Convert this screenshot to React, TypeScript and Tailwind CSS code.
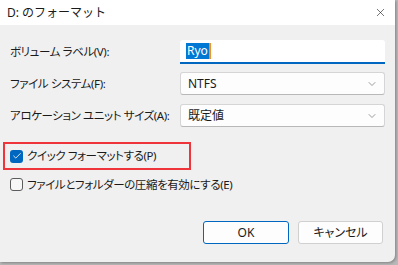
import { ChevronDown, Check, X } from 'lucide-react';

const font = { fontFamily: '"Noto Sans", "Noto Sans CJK JP", sans-serif' };

function Field({ label, children }: { label: string; children: React.ReactNode }) {
    return (
        <div className="flex items-center h-[23px]">
            <span className="w-[170px] shrink-0 whitespace-nowrap text-[11.5px] tracking-[-0.4px] text-[#1a1a1a] [font-feature-settings:'palt']">{label}</span>
            {children}
        </div>
    );
}

function Select({ value }: { value: string }) {
    return (
        <div className="w-[205px] h-[23px] bg-[#fdfdfd] border border-[#d5d5d5] border-b-[#b8b8b8] rounded-[3px] flex items-center justify-between pl-[7px] pr-[6px]">
            <span className="text-[12px] text-[#1a1a1a]">{value}</span>
            <ChevronDown size={12} strokeWidth={1.2} className="text-[#5a5a5a]" />
        </div>
    );
}

export default function App() {
    return (
        <div className="w-[398px] h-[265px] bg-[#b9b9b9] overflow-hidden" style={font}>
            <div className="w-[395px] h-[262px] bg-[#f0f0f0] rounded-br-[7px] flex flex-col shadow-[1px_1px_3px_rgba(0,0,0,0.3)]">
                {/* Title bar */}
                <div className="h-[25px] bg-white flex items-center justify-between pl-[7px] pr-[8px]">
                    <span className="text-[12px] text-[#1a1a1a]">D: のフォーマット</span>
                    <X size={13} strokeWidth={1.1} className="text-[#1a1a1a]" />
                </div>

                {/* Fields */}
                <div className="pl-[10px] pt-[15px] flex flex-col gap-[9px]">
                    <Field label="ボリューム ラベル(V):">
                        <div className="w-[205px] h-[24px] bg-white border-b-2 border-[#0067c0] rounded-t-[3px] flex items-center pl-[6px]">
                            <span className="text-[12px] bg-[#0078d4] text-white leading-[16px] px-[1px]">Ryo</span>
                            <span className="w-[2px] h-[16px] bg-[#f7901e]" />
                        </div>
                    </Field>
                    <Field label="ファイル システム(F):">
                        <Select value="NTFS" />
                    </Field>
                    <Field label="アロケーション ユニット サイズ(A):">
                        <Select value="既定値" />
                    </Field>
                </div>

                {/* Options */}
                <div className="mt-[15px] ml-[3px] w-[188px] h-[28px] border-2 border-[#f0343c] flex items-center pl-[5px] gap-[4px]">
                    <span className="w-[13px] h-[13px] shrink-0 rounded-[3px] bg-[#0067c0] flex items-center justify-center">
                        <Check size={10} strokeWidth={2} className="text-white" />
                    </span>
                    <span className="text-[11.5px] tracking-[-0.4px] whitespace-nowrap text-[#1a1a1a] [font-feature-settings:'palt']">クイック フォーマットする(P)</span>
                </div>
                <div className="mt-[6px] ml-[10px] flex items-center gap-[4px]">
                    <span className="w-[13px] h-[13px] shrink-0 rounded-[3px] border border-[#5c5c5c] bg-[#f7f7f7]" />
                    <span className="text-[11.5px] tracking-[-0.4px] whitespace-nowrap text-[#1a1a1a] [font-feature-settings:'palt']">ファイルとフォルダーの圧縮を有効にする(E)</span>
                </div>

                {/* Buttons */}
                <div className="mt-auto mb-[18px] flex justify-end gap-[9px] pr-[12px]">
                    <button className="w-[86px] h-[23px] bg-[#fdfdfd] border border-[#0067c0] rounded-[3px] text-[12px] text-[#1a1a1a]">
                        OK
                    </button>
                    <button className="w-[85px] h-[23px] bg-[#fdfdfd] border border-[#d0d0d0] rounded-[3px] text-[12px] text-[#1a1a1a] [font-feature-settings:'palt']">
                        キャンセル
                    </button>
                </div>
            </div>
        </div>
    );
}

■ THE TASK
Reproduce the whole listing above word for word, but not its pictures.

■ FINAL RESULT
Convert this screenshot to React, TypeScript and Tailwind CSS code.
import { ChevronDown, Check, X } from 'lucide-react';

const font = { fontFamily: '"Noto Sans", "Noto Sans CJK JP", sans-serif' };

function Field({ label, children }: { label: string; children: React.ReactNode }) {
    return (
        <div className="flex items-center h-[23px]">
            <span className="w-[170px] shrink-0 whitespace-nowrap text-[11.5px] tracking-[-0.4px] text-[#1a1a1a] [font-feature-settings:'palt']">{label}</span>
            {children}
        </div>
    );
}

function Select({ value }: { value: string }) {
    return (
        <div className="w-[205px] h-[23px] bg-[#fdfdfd] border border-[#d5d5d5] border-b-[#b8b8b8] rounded-[3px] flex items-center justify-between pl-[7px] pr-[6px]">
            <span className="text-[12px] text-[#1a1a1a]">{value}</span>
            <ChevronDown size={12} strokeWidth={1.2} className="text-[#5a5a5a]" />
        </div>
    );
}

export default function App() {
    return (
        <div className="w-[398px] h-[265px] bg-[#b9b9b9] overflow-hidden" style={font}>
            <div className="w-[395px] h-[262px] bg-[#f0f0f0] rounded-br-[7px] flex flex-col shadow-[1px_1px_3px_rgba(0,0,0,0.3)]">
                {/* Title bar */}
                <div className="h-[25px] bg-white flex items-center justify-between pl-[7px] pr-[8px]">
                    <span className="text-[12px] text-[#1a1a1a]">D: のフォーマット</span>
                    <X size={13} strokeWidth={1.1} className="text-[#1a1a1a]" />
                </div>

                {/* Fields */}
                <div className="pl-[10px] pt-[15px] flex flex-col gap-[9px]">
                    <Field label="ボリューム ラベル(V):">
                        <div className="w-[205px] h-[24px] bg-white border-b-2 border-[#0067c0] rounded-t-[3px] flex items-center pl-[6px]">
                            <span className="text-[12px] bg-[#0078d4] text-white leading-[16px] px-[1px]">Ryo</span>
                            <span className="w-[2px] h-[16px] bg-[#f7901e]" />
                        </div>
                    </Field>
                    <Field label="ファイル システム(F):">
                        <Select value="NTFS" />
                    </Field>
                    <Field label="アロケーション ユニット サイズ(A):">
                        <Select value="既定値" />
                    </Field>
                </div>

                {/* Options */}
                <div className="mt-[15px] ml-[3px] w-[188px] h-[28px] border-2 border-[#f0343c] flex items-center pl-[5px] gap-[4px]">
                    <span className="w-[13px] h-[13px] shrink-0 rounded-[3px] bg-[#0067c0] flex items-center justify-center">
                        <Check size={10} strokeWidth={2} className="text-white" />
                    </span>
                    <span className="text-[11.5px] tracking-[-0.4px] whitespace-nowrap text-[#1a1a1a] [font-feature-settings:'palt']">クイック フォーマットする(P)</span>
                </div>
                <div className="mt-[6px] ml-[10px] flex items-center gap-[4px]">
                    <span className="w-[13px] h-[13px] shrink-0 rounded-[3px] border border-[#5c5c5c] bg-[#f7f7f7]" />
                    <span className="text-[11.5px] tracking-[-0.4px] whitespace-nowrap text-[#1a1a1a] [font-feature-settings:'palt']">ファイルとフォルダーの圧縮を有効にする(E)</span>
                </div>

                {/* Buttons */}
                <div className="mt-auto mb-[18px] flex justify-end gap-[9px] pr-[12px]">
                    <button className="w-[86px] h-[23px] bg-[#fdfdfd] border border-[#0067c0] rounded-[3px] text-[12px] text-[#1a1a1a]">
                        OK
                    </button>
                    <button className="w-[85px] h-[23px] bg-[#fdfdfd] border border-[#d0d0d0] rounded-[3px] text-[12px] text-[#1a1a1a] [font-feature-settings:'palt']">
                        キャンセル
                    </button>
                </div>
            </div>
        </div>
    );
}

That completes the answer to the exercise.